▶ **Task statement**
Without the pictures, write out all the lines below exactly as they appear.

## start Data segment

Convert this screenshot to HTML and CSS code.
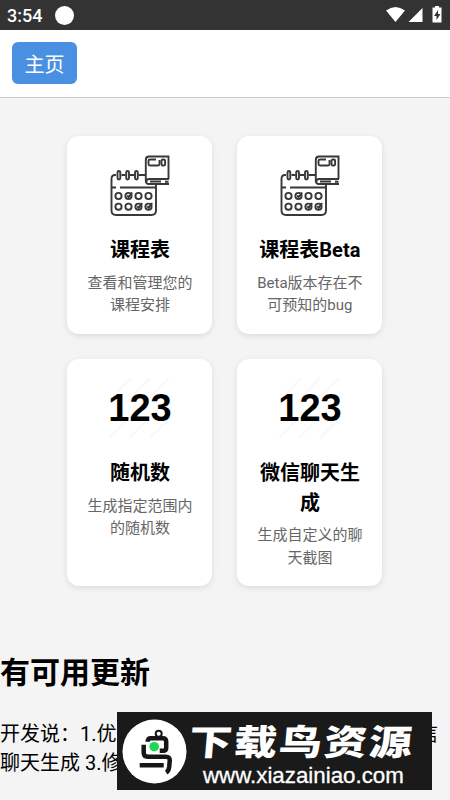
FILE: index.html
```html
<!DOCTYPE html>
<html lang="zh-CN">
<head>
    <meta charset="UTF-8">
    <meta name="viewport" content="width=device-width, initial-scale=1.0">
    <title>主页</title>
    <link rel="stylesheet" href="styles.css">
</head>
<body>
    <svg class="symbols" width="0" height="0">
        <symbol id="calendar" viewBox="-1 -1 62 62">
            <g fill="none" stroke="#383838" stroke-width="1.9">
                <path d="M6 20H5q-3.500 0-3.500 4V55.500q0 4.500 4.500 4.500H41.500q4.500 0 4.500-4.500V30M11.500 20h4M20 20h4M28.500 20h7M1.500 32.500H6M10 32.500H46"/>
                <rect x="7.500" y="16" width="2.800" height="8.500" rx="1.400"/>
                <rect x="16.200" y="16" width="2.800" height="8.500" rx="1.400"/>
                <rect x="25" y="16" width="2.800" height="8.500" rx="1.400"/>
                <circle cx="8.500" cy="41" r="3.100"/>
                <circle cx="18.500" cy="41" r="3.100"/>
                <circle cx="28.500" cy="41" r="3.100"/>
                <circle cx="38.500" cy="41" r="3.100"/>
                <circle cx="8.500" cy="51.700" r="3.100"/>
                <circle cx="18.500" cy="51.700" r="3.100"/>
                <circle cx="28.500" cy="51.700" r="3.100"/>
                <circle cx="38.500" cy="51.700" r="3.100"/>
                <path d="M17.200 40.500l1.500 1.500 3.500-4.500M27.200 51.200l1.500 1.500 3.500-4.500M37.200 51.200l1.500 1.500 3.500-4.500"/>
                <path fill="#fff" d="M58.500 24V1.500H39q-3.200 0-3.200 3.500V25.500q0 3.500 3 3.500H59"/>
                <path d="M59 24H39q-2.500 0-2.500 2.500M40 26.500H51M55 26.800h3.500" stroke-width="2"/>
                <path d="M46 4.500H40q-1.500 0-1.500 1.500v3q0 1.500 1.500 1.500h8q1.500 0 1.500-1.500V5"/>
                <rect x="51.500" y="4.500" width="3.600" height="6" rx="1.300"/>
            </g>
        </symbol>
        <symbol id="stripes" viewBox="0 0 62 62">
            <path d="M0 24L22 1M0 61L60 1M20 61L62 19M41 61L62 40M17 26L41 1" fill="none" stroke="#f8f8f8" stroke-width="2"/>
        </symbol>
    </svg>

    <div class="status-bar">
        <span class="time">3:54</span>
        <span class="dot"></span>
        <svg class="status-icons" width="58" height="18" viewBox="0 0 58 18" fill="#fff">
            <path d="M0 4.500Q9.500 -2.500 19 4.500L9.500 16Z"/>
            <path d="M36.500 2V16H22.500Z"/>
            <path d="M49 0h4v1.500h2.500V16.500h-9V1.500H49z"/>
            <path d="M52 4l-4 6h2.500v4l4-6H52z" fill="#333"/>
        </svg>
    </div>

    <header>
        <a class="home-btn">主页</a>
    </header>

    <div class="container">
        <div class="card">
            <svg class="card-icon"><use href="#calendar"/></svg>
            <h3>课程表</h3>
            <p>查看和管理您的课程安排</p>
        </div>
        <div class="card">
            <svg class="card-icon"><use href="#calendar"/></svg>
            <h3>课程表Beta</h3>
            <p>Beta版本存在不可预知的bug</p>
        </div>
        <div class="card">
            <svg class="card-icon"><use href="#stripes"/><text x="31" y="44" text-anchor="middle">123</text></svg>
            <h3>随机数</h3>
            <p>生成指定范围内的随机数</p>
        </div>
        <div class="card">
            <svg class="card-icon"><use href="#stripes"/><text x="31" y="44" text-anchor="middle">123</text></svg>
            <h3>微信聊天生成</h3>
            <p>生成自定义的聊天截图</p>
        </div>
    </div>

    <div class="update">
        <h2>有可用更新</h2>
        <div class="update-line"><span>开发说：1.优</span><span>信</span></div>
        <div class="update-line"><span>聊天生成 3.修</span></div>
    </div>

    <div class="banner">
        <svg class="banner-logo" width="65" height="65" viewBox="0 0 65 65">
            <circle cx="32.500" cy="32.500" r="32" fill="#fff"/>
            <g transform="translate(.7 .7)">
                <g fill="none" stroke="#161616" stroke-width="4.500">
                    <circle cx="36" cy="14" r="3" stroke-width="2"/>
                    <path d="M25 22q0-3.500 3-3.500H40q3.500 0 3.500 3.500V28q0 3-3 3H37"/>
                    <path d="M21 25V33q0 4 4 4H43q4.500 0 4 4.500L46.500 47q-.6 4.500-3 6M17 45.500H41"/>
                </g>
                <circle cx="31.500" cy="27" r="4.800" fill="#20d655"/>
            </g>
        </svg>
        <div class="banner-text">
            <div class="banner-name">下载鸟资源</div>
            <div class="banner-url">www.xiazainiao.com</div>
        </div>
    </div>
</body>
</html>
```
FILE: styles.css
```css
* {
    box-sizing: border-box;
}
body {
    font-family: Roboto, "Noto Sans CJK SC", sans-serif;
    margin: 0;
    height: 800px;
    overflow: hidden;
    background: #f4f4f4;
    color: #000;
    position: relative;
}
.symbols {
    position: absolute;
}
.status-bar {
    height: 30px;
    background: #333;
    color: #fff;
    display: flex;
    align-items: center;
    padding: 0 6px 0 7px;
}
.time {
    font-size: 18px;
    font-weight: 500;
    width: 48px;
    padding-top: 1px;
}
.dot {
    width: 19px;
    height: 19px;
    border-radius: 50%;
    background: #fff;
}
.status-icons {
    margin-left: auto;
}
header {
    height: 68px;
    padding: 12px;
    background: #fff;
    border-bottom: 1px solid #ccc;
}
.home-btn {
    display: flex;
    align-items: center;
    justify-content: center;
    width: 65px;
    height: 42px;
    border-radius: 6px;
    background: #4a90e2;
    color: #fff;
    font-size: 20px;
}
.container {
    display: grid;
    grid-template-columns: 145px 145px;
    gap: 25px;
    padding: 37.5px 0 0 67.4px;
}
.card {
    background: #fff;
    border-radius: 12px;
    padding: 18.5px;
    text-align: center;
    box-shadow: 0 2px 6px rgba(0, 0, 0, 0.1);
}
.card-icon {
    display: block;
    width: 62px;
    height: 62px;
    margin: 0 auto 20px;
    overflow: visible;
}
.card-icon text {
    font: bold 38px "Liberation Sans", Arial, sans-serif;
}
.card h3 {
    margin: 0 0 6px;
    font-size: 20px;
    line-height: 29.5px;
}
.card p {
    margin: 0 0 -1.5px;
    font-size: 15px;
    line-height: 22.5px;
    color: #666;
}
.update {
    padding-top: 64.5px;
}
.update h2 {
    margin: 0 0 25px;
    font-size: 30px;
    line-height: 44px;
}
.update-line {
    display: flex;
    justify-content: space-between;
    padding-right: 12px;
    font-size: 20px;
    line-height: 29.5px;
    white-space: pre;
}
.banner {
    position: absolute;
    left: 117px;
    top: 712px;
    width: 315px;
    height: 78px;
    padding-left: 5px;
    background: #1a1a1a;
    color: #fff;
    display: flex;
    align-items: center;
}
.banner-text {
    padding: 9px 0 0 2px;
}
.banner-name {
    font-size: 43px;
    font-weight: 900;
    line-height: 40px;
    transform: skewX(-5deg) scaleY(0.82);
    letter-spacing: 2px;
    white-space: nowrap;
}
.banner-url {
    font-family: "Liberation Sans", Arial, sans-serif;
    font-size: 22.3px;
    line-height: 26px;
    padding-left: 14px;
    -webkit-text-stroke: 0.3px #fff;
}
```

## end Data segment

▶ **Reply**
Convert this screenshot to HTML and CSS code.
FILE: index.html
```html
<!DOCTYPE html>
<html lang="zh-CN">
<head>
    <meta charset="UTF-8">
    <meta name="viewport" content="width=device-width, initial-scale=1.0">
    <title>主页</title>
    <link rel="stylesheet" href="styles.css">
</head>
<body>
    <svg class="symbols" width="0" height="0">
        <symbol id="calendar" viewBox="-1 -1 62 62">
            <g fill="none" stroke="#383838" stroke-width="1.9">
                <path d="M6 20H5q-3.500 0-3.500 4V55.500q0 4.500 4.500 4.500H41.500q4.500 0 4.500-4.500V30M11.500 20h4M20 20h4M28.500 20h7M1.500 32.500H6M10 32.500H46"/>
                <rect x="7.500" y="16" width="2.800" height="8.500" rx="1.400"/>
                <rect x="16.200" y="16" width="2.800" height="8.500" rx="1.400"/>
                <rect x="25" y="16" width="2.800" height="8.500" rx="1.400"/>
                <circle cx="8.500" cy="41" r="3.100"/>
                <circle cx="18.500" cy="41" r="3.100"/>
                <circle cx="28.500" cy="41" r="3.100"/>
                <circle cx="38.500" cy="41" r="3.100"/>
                <circle cx="8.500" cy="51.700" r="3.100"/>
                <circle cx="18.500" cy="51.700" r="3.100"/>
                <circle cx="28.500" cy="51.700" r="3.100"/>
                <circle cx="38.500" cy="51.700" r="3.100"/>
                <path d="M17.200 40.500l1.500 1.500 3.500-4.500M27.200 51.200l1.500 1.500 3.500-4.500M37.200 51.200l1.500 1.500 3.500-4.500"/>
                <path fill="#fff" d="M58.500 24V1.500H39q-3.200 0-3.200 3.500V25.500q0 3.500 3 3.500H59"/>
                <path d="M59 24H39q-2.500 0-2.500 2.500M40 26.500H51M55 26.800h3.500" stroke-width="2"/>
                <path d="M46 4.500H40q-1.500 0-1.500 1.500v3q0 1.500 1.500 1.500h8q1.500 0 1.500-1.500V5"/>
                <rect x="51.500" y="4.500" width="3.600" height="6" rx="1.300"/>
            </g>
        </symbol>
        <symbol id="stripes" viewBox="0 0 62 62">
            <path d="M0 24L22 1M0 61L60 1M20 61L62 19M41 61L62 40M17 26L41 1" fill="none" stroke="#f8f8f8" stroke-width="2"/>
        </symbol>
    </svg>

    <div class="status-bar">
        <span class="time">3:54</span>
        <span class="dot"></span>
        <svg class="status-icons" width="58" height="18" viewBox="0 0 58 18" fill="#fff">
            <path d="M0 4.500Q9.500 -2.500 19 4.500L9.500 16Z"/>
            <path d="M36.500 2V16H22.500Z"/>
            <path d="M49 0h4v1.500h2.500V16.500h-9V1.500H49z"/>
            <path d="M52 4l-4 6h2.500v4l4-6H52z" fill="#333"/>
        </svg>
    </div>

    <header>
        <a class="home-btn">主页</a>
    </header>

    <div class="container">
        <div class="card">
            <svg class="card-icon"><use href="#calendar"/></svg>
            <h3>课程表</h3>
            <p>查看和管理您的课程安排</p>
        </div>
        <div class="card">
            <svg class="card-icon"><use href="#calendar"/></svg>
            <h3>课程表Beta</h3>
            <p>Beta版本存在不可预知的bug</p>
        </div>
        <div class="card">
            <svg class="card-icon"><use href="#stripes"/><text x="31" y="44" text-anchor="middle">123</text></svg>
            <h3>随机数</h3>
            <p>生成指定范围内的随机数</p>
        </div>
        <div class="card">
            <svg class="card-icon"><use href="#stripes"/><text x="31" y="44" text-anchor="middle">123</text></svg>
            <h3>微信聊天生成</h3>
            <p>生成自定义的聊天截图</p>
        </div>
    </div>

    <div class="update">
        <h2>有可用更新</h2>
        <div class="update-line"><span>开发说：1.优</span><span>信</span></div>
        <div class="update-line"><span>聊天生成 3.修</span></div>
    </div>

    <div class="banner">
        <svg class="banner-logo" width="65" height="65" viewBox="0 0 65 65">
            <circle cx="32.500" cy="32.500" r="32" fill="#fff"/>
            <g transform="translate(.7 .7)">
                <g fill="none" stroke="#161616" stroke-width="4.500">
                    <circle cx="36" cy="14" r="3" stroke-width="2"/>
                    <path d="M25 22q0-3.500 3-3.500H40q3.500 0 3.500 3.500V28q0 3-3 3H37"/>
                    <path d="M21 25V33q0 4 4 4H43q4.500 0 4 4.500L46.500 47q-.6 4.500-3 6M17 45.500H41"/>
                </g>
                <circle cx="31.500" cy="27" r="4.800" fill="#20d655"/>
            </g>
        </svg>
        <div class="banner-text">
            <div class="banner-name">下载鸟资源</div>
            <div class="banner-url">www.xiazainiao.com</div>
        </div>
    </div>
</body>
</html>
```
FILE: styles.css
```css
* {
    box-sizing: border-box;
}
body {
    font-family: Roboto, "Noto Sans CJK SC", sans-serif;
    margin: 0;
    height: 800px;
    overflow: hidden;
    background: #f4f4f4;
    color: #000;
    position: relative;
}
.symbols {
    position: absolute;
}
.status-bar {
    height: 30px;
    background: #333;
    color: #fff;
    display: flex;
    align-items: center;
    padding: 0 6px 0 7px;
}
.time {
    font-size: 18px;
    font-weight: 500;
    width: 48px;
    padding-top: 1px;
}
.dot {
    width: 19px;
    height: 19px;
    border-radius: 50%;
    background: #fff;
}
.status-icons {
    margin-left: auto;
}
header {
    height: 68px;
    padding: 12px;
    background: #fff;
    border-bottom: 1px solid #ccc;
}
.home-btn {
    display: flex;
    align-items: center;
    justify-content: center;
    width: 65px;
    height: 42px;
    border-radius: 6px;
    background: #4a90e2;
    color: #fff;
    font-size: 20px;
}
.container {
    display: grid;
    grid-template-columns: 145px 145px;
    gap: 25px;
    padding: 37.5px 0 0 67.4px;
}
.card {
    background: #fff;
    border-radius: 12px;
    padding: 18.5px;
    text-align: center;
    box-shadow: 0 2px 6px rgba(0, 0, 0, 0.1);
}
.card-icon {
    display: block;
    width: 62px;
    height: 62px;
    margin: 0 auto 20px;
    overflow: visible;
}
.card-icon text {
    font: bold 38px "Liberation Sans", Arial, sans-serif;
}
.card h3 {
    margin: 0 0 6px;
    font-size: 20px;
    line-height: 29.5px;
}
.card p {
    margin: 0 0 -1.5px;
    font-size: 15px;
    line-height: 22.5px;
    color: #666;
}
.update {
    padding-top: 64.5px;
}
.update h2 {
    margin: 0 0 25px;
    font-size: 30px;
    line-height: 44px;
}
.update-line {
    display: flex;
    justify-content: space-between;
    padding-right: 12px;
    font-size: 20px;
    line-height: 29.5px;
    white-space: pre;
}
.banner {
    position: absolute;
    left: 117px;
    top: 712px;
    width: 315px;
    height: 78px;
    padding-left: 5px;
    background: #1a1a1a;
    color: #fff;
    display: flex;
    align-items: center;
}
.banner-text {
    padding: 9px 0 0 2px;
}
.banner-name {
    font-size: 43px;
    font-weight: 900;
    line-height: 40px;
    transform: skewX(-5deg) scaleY(0.82);
    letter-spacing: 2px;
    white-space: nowrap;
}
.banner-url {
    font-family: "Liberation Sans", Arial, sans-serif;
    font-size: 22.3px;
    line-height: 26px;
    padding-left: 14px;
    -webkit-text-stroke: 0.3px #fff;
}
```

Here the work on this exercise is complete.